> Short problem
Extract all lines that hold the string "React".
═══
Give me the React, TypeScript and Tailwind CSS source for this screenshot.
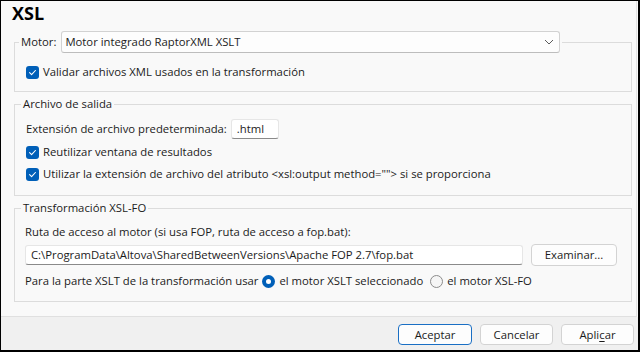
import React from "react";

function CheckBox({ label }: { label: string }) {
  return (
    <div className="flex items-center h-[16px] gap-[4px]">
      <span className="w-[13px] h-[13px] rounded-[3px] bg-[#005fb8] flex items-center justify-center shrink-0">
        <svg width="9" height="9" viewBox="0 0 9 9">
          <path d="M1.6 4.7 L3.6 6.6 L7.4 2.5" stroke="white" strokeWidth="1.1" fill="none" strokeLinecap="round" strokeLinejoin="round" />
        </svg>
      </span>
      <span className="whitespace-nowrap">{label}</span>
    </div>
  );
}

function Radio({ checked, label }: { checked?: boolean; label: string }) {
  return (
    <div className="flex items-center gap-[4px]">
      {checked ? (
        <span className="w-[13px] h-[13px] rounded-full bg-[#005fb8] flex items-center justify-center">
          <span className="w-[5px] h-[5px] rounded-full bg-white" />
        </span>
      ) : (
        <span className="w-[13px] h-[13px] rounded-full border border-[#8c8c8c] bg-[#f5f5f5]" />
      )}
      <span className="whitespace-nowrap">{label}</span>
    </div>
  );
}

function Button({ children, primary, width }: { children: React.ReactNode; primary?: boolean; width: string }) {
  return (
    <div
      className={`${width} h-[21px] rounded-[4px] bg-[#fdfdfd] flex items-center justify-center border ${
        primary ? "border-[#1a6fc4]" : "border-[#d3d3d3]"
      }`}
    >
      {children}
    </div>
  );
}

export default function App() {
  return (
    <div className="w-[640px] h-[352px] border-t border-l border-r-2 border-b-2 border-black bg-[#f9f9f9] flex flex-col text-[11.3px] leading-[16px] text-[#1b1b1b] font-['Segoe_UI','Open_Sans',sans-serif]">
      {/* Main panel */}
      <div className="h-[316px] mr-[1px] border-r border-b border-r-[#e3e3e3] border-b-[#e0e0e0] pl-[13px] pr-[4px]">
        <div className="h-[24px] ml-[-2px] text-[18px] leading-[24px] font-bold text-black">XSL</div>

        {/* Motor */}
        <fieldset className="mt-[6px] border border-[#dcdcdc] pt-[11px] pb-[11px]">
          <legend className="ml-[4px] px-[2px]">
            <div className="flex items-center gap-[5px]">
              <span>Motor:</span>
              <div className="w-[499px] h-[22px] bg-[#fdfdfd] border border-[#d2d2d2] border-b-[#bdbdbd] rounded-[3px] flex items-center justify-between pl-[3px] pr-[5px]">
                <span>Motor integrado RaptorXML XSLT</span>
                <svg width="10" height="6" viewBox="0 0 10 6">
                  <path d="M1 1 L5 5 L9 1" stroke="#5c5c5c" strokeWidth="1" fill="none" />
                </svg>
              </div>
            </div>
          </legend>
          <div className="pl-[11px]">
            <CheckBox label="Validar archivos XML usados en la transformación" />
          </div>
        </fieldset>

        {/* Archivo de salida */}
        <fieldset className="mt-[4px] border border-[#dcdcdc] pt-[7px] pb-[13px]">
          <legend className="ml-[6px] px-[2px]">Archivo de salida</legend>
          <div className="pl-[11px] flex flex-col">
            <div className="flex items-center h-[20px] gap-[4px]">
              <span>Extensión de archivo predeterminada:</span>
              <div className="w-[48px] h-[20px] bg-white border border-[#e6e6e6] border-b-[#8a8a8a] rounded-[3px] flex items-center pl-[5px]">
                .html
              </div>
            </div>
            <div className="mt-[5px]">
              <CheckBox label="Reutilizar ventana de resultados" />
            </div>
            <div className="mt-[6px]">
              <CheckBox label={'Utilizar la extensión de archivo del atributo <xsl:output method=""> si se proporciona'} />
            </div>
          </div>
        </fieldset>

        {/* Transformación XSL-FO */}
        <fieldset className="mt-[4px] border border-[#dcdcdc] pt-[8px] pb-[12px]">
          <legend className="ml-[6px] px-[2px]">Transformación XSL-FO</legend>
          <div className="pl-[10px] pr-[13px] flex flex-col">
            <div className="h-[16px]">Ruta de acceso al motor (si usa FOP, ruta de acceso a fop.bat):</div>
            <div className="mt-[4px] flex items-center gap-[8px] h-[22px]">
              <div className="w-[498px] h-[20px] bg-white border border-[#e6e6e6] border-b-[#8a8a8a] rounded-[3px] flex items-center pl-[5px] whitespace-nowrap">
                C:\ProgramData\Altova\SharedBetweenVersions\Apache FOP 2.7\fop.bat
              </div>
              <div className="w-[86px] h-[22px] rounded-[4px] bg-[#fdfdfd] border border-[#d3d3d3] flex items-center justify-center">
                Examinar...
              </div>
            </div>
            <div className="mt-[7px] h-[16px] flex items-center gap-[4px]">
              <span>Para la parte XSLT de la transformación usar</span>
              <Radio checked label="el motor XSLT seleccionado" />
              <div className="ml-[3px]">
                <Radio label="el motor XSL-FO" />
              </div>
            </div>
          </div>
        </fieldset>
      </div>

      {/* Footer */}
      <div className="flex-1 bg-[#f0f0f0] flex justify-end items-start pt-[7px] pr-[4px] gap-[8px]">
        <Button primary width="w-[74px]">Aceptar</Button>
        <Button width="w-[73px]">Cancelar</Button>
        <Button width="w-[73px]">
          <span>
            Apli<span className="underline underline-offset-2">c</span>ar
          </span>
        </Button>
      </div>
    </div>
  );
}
═══
> Exercise result
Give me the React, TypeScript and Tailwind CSS source for this screenshot.
import React from "react";
function Button({ children, primary, width }: { children: React.ReactNode; primary?: boolean; width: string }) {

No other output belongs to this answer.